Dalam pernyataannya, DPC mengungkapkan bahwa TikTok gagal mematuhi ketentuan GDPR terkait pengiriman data pengguna Eropa ke China. Menurut Graham Doyle, wakil komisaris DPC, TikTok tidak dapat memastikan bahwa data pribadi yang diakses oleh staf di China mendapatkan perlindungan setara dengan standar yang berlaku di Eropa. “Transfer data pribadi TikTok ke China melanggar GDPR karena TikTok gagal memverifikasi, menjamin, dan menunjukkan data pribadi pengguna yang diakses jarak jauh oleh staf di China, diberi perlindungan yang pada dasarnya setara dengan yang dijamin di Eropa,” kata Doyle.

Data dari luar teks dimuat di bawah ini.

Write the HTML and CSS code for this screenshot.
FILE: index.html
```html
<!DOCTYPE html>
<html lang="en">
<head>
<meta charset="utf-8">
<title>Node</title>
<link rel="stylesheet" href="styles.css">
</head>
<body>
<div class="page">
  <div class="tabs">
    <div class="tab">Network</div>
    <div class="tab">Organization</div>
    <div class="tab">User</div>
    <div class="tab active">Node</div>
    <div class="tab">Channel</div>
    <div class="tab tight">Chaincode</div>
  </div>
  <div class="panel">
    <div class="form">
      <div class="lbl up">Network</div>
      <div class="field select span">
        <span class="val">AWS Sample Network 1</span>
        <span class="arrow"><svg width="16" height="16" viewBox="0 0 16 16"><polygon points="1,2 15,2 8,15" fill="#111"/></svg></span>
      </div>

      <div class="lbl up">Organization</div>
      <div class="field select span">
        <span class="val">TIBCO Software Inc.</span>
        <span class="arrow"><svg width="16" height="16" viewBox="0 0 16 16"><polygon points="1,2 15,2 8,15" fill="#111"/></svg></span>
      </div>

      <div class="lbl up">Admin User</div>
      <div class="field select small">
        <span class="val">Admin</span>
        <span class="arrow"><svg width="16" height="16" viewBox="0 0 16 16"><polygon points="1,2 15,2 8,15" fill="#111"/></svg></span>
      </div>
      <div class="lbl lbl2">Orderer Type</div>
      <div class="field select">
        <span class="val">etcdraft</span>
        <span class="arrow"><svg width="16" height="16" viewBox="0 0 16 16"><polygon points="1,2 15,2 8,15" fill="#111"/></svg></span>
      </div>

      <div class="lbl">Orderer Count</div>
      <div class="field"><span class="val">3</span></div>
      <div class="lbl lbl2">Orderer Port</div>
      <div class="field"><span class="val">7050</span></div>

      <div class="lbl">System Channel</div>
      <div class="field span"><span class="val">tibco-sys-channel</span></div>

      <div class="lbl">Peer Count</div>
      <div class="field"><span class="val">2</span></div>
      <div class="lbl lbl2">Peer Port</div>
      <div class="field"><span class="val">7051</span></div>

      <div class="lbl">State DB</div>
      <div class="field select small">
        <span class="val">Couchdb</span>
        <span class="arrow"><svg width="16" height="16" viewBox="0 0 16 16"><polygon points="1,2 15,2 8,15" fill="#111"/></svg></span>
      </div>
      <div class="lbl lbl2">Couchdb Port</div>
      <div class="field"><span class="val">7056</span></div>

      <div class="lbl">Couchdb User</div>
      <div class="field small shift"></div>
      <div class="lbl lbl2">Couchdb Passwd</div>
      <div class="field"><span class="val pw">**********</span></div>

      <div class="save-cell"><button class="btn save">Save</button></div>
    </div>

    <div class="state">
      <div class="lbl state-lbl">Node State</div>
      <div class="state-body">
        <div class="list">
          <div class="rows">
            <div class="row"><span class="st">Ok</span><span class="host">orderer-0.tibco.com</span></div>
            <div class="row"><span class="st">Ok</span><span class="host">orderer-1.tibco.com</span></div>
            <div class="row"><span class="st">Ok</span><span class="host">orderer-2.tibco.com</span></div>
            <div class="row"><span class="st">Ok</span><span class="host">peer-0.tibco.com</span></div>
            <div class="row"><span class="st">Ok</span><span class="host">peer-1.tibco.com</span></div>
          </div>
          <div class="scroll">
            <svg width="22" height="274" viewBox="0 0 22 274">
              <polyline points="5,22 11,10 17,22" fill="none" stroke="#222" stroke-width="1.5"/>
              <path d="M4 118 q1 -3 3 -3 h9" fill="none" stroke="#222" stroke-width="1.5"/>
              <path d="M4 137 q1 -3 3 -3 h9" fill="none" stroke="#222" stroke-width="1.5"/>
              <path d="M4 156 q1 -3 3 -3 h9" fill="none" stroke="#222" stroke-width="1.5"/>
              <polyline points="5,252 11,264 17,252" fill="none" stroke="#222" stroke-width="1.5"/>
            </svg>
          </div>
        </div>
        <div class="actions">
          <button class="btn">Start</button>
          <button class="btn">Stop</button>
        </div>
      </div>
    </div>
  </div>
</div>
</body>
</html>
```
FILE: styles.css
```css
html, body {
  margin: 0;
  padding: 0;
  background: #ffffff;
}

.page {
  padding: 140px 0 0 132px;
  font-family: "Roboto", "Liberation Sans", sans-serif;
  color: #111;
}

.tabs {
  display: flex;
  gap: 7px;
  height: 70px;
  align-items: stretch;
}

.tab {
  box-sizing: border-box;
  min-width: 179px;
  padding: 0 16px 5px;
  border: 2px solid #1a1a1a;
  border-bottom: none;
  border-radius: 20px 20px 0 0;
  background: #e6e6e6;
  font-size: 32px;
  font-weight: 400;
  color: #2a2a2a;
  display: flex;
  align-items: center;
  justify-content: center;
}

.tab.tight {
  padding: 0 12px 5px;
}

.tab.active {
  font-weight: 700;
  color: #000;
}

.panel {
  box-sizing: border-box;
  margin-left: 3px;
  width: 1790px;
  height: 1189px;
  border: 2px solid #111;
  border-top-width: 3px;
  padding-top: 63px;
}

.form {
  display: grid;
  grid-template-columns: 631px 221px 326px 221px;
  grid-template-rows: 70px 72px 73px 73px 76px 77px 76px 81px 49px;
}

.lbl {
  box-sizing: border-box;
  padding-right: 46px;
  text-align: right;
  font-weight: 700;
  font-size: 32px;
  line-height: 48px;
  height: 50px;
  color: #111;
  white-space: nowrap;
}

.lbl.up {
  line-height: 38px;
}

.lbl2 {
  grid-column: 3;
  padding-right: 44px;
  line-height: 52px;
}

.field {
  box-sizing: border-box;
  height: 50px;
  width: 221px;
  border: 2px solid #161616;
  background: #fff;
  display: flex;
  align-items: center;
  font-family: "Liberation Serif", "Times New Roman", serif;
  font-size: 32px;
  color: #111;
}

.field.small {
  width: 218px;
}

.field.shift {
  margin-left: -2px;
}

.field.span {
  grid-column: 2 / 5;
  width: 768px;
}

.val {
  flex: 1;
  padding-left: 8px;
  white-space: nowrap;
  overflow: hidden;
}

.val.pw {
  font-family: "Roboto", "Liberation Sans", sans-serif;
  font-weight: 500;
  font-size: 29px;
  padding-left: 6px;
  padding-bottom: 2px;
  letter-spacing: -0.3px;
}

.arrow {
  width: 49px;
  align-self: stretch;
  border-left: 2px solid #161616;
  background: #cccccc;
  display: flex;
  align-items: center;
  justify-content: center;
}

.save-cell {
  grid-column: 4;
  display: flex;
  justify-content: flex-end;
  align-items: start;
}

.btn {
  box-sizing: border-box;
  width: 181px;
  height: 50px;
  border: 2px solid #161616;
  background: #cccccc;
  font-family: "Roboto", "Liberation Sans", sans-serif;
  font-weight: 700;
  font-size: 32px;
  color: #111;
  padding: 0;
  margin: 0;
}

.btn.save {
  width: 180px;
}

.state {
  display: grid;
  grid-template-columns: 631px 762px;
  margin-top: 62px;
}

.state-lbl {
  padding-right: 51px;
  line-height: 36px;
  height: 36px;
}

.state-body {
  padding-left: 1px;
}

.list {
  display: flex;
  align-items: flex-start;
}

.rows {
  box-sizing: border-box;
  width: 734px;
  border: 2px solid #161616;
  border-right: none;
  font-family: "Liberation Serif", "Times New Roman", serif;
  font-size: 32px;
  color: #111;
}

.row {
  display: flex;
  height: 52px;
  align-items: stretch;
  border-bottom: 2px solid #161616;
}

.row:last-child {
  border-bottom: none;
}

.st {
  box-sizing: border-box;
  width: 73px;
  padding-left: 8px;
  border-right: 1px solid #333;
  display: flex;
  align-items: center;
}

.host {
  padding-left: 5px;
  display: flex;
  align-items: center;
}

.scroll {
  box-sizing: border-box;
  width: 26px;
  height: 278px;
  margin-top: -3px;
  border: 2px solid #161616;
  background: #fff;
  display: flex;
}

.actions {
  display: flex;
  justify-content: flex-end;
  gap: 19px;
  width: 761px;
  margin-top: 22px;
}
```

Lebih lanjut, DPC juga menyoroti fakta bahwa TikTok tidak membahas potensi akses oleh otoritas China ke data pribadi pengguna Eropa. TikTok dilaporkan telah memberikan informasi yang tidak akurat terkait klaim bahwa mereka tidak menyimpan data pengguna Eropa di server yang berada di China. Keputusan ini memberikan pukulan signifikan terhadap perusahaan yang berada di bawah kepemilikan ByteDance, raksasa teknologi asal China.

TikTok tidak terima dengan keputusan DPC dan berencana untuk mengajukan banding penuh terhadap denda tersebut. Christine Grahn, kepala kebijakan publik TikTok untuk Eropa, menyatakan bahwa keputusan tersebut tidak mempertimbangkan langkah-langkah yang sudah diambil oleh perusahaan untuk meningkatkan keamanan data. “Ini malah berfokus pada periode tertentu dari beberapa tahun lalu, sebelum penerapan Clover pada tahun 2023 dan tidak mencerminkan perlindungan yang berlaku saat ini,” kata Grahn. Clover adalah inisiatif keamanan data senilai 12 miliar euro yang dimulai pada 2023 dengan tujuan untuk melindungi data pengguna Eropa.

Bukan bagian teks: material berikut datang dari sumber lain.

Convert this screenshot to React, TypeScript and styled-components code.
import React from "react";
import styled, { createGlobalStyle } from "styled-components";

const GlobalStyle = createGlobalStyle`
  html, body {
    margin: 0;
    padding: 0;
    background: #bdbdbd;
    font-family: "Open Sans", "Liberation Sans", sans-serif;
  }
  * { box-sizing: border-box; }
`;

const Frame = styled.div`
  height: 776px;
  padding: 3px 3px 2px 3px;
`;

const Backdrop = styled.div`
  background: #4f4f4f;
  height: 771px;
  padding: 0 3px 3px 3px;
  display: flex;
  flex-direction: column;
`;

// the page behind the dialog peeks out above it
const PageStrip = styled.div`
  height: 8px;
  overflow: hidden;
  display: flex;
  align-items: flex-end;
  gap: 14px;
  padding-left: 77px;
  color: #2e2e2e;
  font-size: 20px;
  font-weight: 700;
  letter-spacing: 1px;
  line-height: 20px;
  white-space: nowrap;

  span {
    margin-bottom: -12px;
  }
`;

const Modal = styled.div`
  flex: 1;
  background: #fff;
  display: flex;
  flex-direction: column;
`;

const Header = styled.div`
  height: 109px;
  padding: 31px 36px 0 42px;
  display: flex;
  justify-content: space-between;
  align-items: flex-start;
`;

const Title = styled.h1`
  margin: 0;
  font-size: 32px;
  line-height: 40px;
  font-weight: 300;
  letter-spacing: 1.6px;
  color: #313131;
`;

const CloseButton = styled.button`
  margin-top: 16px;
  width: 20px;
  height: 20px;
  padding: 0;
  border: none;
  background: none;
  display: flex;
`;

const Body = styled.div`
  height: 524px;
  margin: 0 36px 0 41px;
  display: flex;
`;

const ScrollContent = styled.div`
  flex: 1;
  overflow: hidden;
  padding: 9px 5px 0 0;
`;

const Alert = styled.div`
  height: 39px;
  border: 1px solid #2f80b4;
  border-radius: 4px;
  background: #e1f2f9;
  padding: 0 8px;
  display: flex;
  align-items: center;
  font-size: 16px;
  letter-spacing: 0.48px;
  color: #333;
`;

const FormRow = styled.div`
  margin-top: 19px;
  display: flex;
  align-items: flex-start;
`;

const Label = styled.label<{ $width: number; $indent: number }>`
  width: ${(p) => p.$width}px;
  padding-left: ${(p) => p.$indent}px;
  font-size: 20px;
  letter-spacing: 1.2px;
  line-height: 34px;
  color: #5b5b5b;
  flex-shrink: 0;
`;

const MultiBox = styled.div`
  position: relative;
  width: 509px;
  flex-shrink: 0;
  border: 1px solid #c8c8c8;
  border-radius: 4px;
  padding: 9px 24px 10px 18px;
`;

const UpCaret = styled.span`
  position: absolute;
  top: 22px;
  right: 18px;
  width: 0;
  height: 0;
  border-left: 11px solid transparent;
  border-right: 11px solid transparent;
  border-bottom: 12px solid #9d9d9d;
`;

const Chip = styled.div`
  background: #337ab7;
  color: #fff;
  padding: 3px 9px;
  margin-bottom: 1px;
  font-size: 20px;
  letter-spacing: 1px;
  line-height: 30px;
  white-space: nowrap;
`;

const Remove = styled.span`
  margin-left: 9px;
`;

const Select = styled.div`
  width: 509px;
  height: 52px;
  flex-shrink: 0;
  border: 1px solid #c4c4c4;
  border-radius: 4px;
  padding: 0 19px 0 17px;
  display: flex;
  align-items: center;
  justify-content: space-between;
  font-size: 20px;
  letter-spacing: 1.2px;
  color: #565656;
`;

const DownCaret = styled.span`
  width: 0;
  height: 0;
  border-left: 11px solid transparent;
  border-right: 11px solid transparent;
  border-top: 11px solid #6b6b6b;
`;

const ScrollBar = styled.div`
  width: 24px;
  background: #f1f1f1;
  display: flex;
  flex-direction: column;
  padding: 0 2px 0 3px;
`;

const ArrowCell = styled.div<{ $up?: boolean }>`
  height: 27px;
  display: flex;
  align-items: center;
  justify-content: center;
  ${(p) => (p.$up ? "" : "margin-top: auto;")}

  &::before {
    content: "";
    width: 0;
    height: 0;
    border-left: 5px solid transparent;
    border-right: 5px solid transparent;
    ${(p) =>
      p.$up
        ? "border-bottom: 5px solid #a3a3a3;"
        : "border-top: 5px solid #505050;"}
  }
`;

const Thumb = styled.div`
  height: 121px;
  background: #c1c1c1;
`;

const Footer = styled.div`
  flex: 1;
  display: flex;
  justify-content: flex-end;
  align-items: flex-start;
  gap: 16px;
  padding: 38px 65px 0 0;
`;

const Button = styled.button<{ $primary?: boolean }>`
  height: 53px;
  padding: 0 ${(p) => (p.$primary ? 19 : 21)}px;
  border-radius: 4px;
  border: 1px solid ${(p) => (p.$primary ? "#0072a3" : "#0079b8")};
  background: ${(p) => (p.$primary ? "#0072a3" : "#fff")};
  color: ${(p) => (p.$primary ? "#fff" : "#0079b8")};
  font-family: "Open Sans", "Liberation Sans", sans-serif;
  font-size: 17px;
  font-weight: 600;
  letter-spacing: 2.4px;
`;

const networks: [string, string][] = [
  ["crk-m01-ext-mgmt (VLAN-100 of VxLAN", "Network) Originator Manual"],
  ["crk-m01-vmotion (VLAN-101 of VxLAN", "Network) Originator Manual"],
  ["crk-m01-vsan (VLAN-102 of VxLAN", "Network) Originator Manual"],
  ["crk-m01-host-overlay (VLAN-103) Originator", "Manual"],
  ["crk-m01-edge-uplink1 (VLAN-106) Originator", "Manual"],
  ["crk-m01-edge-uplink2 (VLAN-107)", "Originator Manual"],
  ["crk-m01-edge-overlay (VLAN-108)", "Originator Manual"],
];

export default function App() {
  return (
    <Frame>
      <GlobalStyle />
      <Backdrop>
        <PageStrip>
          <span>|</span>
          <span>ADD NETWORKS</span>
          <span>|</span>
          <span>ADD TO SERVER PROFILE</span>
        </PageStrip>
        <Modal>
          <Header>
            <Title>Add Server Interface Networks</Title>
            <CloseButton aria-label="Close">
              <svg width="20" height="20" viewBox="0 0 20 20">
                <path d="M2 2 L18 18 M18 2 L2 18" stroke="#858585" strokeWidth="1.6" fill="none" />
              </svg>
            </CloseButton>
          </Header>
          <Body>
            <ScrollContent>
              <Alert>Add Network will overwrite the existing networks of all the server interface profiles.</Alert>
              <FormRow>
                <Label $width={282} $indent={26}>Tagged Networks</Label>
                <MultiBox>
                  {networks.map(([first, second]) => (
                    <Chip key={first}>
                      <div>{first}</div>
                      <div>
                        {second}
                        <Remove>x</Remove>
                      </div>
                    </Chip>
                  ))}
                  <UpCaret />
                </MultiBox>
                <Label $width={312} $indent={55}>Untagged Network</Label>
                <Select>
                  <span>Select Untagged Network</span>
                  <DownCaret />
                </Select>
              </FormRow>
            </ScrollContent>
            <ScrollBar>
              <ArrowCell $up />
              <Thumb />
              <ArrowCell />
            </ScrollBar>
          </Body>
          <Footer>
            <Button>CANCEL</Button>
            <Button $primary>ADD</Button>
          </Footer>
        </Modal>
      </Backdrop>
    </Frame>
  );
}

Namun, meskipun TikTok mengklaim telah mengambil langkah-langkah proaktif untuk melindungi data pengguna, DPC dalam laporannya menekankan bahwa perusahaan tidak mengungkapkan secara transparan mengenai potensi akses oleh pihak otoritas China terhadap data pengguna Eropa. DPC juga mencatat bahwa TikTok secara konsisten mengklaim bahwa mereka tidak pernah menerima permintaan data pengguna Eropa dari otoritas China dan tidak pernah memberikan data tersebut.

Keputusan ini menambah panjang daftar kontroversi yang melibatkan TikTok terkait masalah privasi dan keamanan data. Sebagai platform global dengan jutaan pengguna di Eropa, masalah ini semakin memunculkan pertanyaan mengenai bagaimana perusahaan-perusahaan teknologi mengelola data pengguna dan seberapa aman data pribadi dapat dijaga dalam era digital yang semakin terhubung.

TikTok kini diberi waktu enam bulan untuk memperbaiki pemrosesan datanya agar sesuai dengan standar yang diatur oleh GDPR. Namun, dengan banding yang diajukan, perkembangan lebih lanjut dari kasus ini masih harus dilihat, dan bagaimana dampaknya terhadap kebijakan privasi di seluruh dunia akan menjadi sorotan besar ke depan.